### [WHAT IS NEEDED]
Any pictures in the records below must be left out when you repeat the lines from the line containing "Generate a component" through the line containing "items-center justify-center shrink-0" exactly.

### [DATA RECORDS]
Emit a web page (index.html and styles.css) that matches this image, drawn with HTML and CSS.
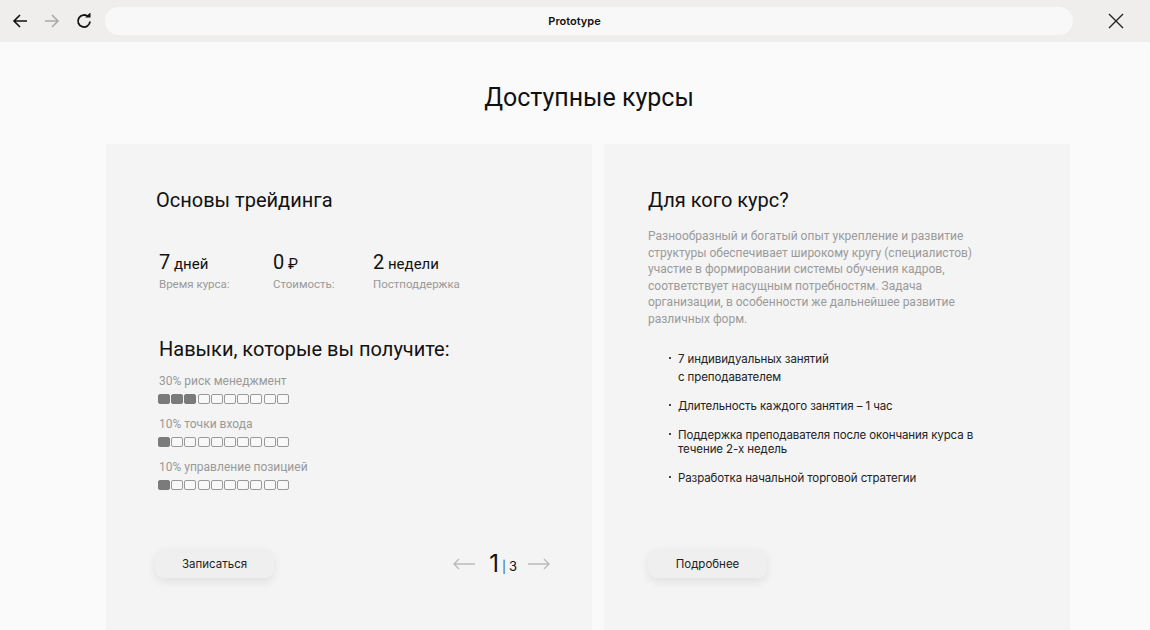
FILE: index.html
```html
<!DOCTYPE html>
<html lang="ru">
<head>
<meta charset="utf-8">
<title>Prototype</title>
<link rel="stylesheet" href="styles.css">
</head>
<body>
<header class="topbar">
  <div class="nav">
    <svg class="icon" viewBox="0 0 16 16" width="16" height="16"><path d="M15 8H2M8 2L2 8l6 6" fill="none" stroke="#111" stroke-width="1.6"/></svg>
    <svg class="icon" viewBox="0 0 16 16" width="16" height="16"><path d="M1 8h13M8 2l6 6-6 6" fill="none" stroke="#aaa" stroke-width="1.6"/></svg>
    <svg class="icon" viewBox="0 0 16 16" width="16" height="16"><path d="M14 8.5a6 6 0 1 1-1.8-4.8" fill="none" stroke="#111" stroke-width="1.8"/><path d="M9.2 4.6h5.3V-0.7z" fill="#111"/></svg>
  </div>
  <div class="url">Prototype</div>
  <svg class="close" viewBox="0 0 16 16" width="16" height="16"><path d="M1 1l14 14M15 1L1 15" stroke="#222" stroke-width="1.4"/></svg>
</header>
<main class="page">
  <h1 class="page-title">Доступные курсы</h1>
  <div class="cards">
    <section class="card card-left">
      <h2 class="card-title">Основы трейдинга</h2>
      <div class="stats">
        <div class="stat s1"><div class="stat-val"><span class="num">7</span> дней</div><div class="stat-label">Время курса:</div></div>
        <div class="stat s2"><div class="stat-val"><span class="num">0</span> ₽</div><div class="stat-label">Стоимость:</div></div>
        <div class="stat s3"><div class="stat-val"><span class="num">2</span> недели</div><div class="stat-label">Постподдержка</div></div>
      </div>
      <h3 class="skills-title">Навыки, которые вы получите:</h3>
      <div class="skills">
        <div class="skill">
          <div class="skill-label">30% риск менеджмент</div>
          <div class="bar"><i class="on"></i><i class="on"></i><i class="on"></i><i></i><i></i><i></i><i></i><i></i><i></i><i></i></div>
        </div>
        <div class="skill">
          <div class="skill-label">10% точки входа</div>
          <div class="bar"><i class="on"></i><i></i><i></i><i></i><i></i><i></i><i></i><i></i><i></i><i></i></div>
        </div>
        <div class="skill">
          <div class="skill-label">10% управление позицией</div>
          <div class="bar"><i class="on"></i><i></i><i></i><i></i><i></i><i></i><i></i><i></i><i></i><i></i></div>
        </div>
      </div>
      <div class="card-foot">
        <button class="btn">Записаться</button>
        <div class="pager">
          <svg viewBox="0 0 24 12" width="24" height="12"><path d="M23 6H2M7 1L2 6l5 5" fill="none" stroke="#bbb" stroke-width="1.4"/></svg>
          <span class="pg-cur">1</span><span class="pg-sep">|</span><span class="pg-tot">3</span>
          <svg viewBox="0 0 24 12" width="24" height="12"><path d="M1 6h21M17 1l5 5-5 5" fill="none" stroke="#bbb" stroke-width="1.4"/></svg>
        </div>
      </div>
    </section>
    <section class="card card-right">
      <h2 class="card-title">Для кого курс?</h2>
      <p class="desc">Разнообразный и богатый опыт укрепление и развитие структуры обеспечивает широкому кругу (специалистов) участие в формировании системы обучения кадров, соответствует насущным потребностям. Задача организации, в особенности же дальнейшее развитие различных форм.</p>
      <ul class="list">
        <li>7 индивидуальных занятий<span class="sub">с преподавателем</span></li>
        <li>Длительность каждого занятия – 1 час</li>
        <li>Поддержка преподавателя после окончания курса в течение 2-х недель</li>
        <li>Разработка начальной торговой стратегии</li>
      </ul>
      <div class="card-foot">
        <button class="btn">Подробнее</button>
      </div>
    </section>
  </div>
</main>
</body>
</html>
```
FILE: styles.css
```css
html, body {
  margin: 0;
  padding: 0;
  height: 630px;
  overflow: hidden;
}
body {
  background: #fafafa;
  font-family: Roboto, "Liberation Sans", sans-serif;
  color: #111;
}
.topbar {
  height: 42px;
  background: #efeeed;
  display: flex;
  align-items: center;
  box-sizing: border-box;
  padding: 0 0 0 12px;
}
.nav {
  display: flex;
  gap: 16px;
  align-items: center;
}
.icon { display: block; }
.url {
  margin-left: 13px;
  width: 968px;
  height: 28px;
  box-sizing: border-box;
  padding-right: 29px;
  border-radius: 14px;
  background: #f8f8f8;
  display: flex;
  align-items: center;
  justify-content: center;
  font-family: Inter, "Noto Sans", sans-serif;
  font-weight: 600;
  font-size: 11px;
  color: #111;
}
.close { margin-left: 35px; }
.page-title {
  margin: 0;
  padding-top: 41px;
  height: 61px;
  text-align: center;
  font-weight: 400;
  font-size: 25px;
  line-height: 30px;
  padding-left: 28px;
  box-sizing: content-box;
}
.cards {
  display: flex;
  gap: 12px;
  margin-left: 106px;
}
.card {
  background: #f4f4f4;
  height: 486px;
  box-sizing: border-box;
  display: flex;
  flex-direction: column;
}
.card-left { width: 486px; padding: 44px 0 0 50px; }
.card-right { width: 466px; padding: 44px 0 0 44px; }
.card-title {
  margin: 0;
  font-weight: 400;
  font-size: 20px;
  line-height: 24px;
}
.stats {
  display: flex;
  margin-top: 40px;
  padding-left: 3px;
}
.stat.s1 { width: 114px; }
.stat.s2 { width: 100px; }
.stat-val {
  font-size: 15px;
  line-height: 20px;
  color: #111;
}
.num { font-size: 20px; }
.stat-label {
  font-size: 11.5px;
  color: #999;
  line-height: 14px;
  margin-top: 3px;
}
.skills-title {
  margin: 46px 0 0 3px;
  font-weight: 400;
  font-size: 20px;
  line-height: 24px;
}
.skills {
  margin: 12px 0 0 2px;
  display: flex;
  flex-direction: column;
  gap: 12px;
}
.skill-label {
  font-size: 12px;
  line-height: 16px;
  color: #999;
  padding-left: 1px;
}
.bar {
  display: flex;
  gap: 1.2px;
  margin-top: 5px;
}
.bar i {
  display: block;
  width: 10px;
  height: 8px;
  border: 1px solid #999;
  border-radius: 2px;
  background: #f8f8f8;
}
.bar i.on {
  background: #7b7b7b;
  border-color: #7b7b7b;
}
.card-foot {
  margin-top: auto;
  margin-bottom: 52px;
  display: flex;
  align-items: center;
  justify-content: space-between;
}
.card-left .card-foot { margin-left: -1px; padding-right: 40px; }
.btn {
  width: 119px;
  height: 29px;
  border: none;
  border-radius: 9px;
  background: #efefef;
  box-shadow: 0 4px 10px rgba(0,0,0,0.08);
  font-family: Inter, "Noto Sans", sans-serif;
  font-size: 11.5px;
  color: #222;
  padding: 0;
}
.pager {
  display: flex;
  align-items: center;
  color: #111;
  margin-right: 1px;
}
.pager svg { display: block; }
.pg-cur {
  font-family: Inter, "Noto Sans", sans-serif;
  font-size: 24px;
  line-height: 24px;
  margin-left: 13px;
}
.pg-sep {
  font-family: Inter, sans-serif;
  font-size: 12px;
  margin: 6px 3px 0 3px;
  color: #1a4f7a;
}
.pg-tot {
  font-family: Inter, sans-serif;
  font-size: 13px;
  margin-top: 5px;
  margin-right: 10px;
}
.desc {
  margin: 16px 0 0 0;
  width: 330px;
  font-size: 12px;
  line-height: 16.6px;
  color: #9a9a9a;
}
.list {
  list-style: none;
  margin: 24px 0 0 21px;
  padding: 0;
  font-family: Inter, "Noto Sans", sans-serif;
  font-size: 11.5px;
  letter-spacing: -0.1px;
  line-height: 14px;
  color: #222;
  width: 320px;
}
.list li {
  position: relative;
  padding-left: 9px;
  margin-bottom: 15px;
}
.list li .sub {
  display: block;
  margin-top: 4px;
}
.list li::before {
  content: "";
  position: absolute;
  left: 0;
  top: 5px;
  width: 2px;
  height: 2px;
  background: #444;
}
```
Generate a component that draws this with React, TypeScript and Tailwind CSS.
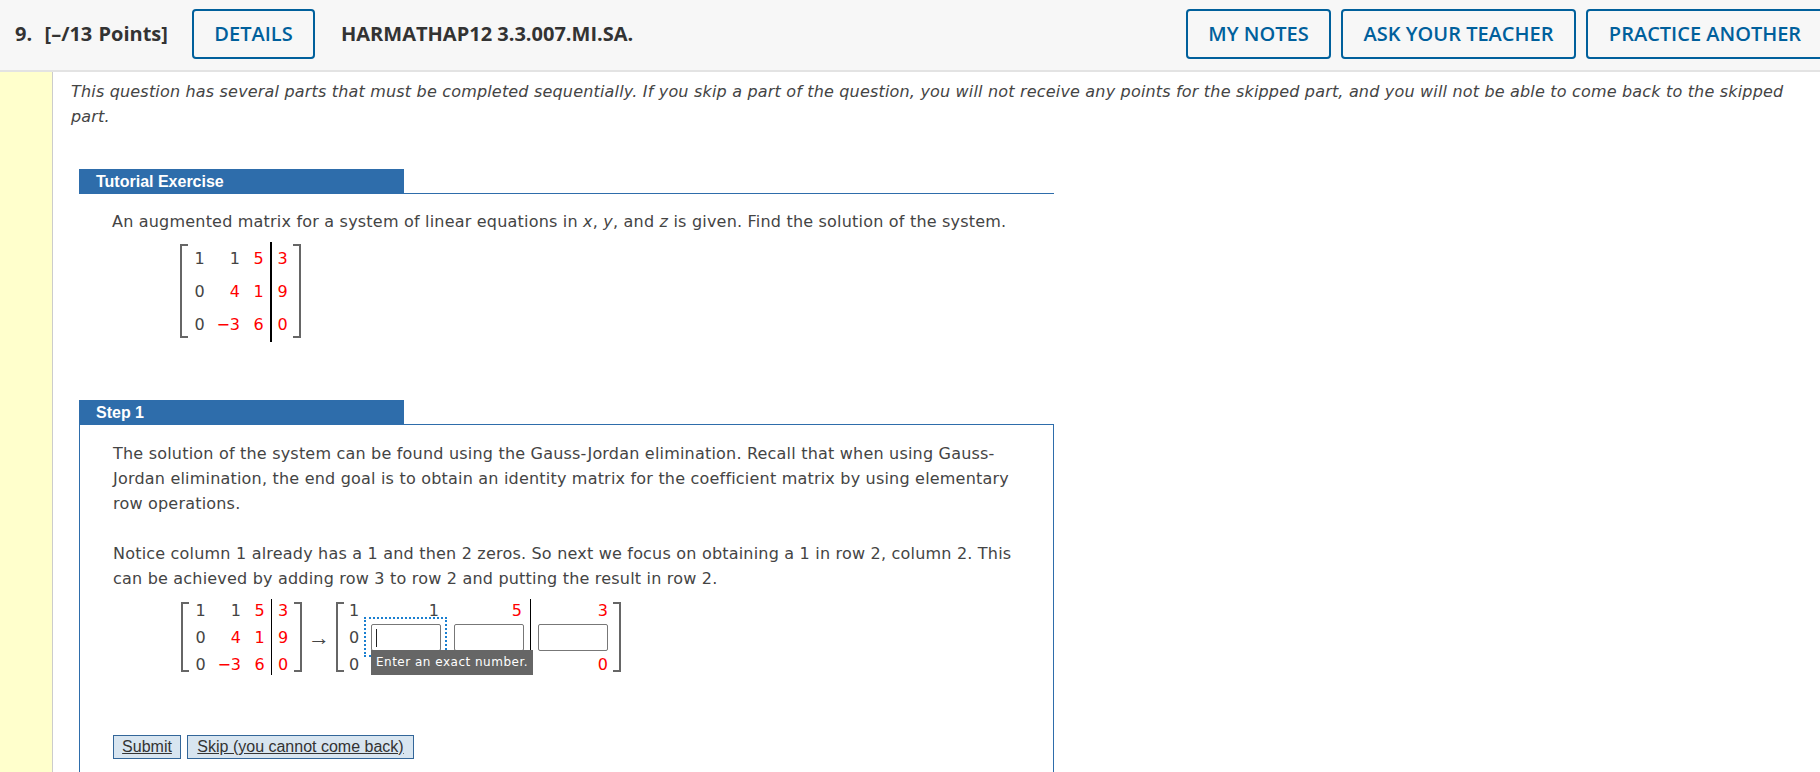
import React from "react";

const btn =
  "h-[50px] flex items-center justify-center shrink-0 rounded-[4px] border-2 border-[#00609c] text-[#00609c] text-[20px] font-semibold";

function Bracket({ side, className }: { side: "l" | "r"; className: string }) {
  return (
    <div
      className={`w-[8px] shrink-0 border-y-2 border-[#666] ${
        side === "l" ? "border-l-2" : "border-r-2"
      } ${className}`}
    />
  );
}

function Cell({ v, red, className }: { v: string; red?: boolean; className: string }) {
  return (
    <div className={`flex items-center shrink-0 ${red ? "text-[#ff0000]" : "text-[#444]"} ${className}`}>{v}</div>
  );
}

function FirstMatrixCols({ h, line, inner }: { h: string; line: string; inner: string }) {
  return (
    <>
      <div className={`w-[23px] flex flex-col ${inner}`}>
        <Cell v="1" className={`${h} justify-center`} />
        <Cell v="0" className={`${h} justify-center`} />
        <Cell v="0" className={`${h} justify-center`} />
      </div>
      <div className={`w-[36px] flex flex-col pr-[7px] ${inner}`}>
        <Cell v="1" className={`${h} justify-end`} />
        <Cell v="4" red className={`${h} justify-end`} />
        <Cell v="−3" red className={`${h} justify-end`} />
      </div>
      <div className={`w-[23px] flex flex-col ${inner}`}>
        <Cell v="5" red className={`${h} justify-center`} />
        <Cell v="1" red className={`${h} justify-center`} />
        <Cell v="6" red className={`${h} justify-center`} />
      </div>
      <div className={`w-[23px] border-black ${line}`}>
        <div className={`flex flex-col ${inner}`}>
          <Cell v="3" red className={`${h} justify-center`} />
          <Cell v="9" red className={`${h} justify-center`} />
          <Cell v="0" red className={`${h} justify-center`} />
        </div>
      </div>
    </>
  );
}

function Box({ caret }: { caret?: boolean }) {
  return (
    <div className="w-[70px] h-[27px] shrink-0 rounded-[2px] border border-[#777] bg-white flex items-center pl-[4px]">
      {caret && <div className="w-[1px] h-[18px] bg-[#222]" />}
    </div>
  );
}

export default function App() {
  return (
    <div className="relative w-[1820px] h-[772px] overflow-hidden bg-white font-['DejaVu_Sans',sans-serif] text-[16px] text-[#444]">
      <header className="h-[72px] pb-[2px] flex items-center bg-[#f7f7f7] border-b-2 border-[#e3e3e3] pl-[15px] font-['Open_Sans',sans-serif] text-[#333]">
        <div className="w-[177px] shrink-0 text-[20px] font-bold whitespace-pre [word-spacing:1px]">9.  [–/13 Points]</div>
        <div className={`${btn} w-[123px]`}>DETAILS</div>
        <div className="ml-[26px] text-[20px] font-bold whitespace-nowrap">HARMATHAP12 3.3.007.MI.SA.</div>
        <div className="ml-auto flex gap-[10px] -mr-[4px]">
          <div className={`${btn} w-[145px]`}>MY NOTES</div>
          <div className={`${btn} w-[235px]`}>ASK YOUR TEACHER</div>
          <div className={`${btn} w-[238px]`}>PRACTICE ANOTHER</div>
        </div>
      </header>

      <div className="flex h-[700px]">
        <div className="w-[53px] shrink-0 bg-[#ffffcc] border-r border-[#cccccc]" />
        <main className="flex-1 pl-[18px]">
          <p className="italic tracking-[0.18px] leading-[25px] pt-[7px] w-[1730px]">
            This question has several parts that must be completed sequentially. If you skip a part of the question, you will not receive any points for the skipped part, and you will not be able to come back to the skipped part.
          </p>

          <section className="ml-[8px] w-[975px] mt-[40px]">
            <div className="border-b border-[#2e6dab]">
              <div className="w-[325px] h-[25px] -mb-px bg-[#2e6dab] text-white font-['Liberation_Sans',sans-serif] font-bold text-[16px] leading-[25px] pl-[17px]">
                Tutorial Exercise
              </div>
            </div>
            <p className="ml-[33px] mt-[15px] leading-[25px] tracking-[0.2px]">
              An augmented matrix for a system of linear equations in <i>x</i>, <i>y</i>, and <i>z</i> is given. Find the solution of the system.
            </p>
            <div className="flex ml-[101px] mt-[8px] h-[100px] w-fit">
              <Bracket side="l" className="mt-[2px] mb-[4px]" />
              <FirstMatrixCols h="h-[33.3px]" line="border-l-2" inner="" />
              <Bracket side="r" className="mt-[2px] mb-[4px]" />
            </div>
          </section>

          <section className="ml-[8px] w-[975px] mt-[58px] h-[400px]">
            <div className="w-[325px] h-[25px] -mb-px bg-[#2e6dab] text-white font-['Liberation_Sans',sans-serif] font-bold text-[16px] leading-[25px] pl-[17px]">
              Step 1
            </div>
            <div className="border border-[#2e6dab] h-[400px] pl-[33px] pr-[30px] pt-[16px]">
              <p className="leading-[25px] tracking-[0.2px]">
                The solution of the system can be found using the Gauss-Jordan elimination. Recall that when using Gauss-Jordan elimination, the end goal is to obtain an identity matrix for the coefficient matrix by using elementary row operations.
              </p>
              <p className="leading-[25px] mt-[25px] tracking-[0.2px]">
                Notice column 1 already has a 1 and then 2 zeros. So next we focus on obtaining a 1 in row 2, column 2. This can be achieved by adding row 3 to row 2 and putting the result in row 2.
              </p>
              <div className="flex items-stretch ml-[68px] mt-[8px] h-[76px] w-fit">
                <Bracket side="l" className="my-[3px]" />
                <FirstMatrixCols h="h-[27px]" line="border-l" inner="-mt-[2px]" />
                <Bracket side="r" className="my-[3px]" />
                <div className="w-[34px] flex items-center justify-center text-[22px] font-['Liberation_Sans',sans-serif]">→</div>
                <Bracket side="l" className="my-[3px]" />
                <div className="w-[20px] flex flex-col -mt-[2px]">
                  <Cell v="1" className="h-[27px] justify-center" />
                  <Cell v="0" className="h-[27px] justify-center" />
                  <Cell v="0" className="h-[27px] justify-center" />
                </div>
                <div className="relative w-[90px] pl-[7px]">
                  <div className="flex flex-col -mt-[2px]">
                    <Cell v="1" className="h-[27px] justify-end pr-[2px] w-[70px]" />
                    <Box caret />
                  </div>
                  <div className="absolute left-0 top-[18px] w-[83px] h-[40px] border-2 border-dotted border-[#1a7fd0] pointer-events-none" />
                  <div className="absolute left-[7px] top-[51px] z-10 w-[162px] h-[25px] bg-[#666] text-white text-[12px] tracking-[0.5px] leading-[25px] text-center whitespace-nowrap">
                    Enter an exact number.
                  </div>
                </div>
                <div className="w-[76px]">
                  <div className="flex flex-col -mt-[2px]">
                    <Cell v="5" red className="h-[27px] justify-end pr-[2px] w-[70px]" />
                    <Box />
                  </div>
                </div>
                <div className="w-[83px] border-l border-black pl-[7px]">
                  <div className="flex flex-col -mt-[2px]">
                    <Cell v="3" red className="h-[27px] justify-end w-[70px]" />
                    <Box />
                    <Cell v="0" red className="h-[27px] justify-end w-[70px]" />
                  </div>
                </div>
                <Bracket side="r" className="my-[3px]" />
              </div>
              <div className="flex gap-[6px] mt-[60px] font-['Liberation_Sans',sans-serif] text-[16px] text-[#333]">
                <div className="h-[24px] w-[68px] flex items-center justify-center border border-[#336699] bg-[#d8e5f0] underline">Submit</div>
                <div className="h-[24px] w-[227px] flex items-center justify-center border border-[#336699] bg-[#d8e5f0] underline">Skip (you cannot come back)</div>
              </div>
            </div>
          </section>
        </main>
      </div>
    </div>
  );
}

### [IN RESPONSE]
Generate a component that draws this with React, TypeScript and Tailwind CSS.
import React from "react";

const btn =
  "h-[50px] flex items-center justify-center shrink-0 rounded-[4px] border-2 border-[#00609c] text-[#00609c] text-[20px] font-semibold";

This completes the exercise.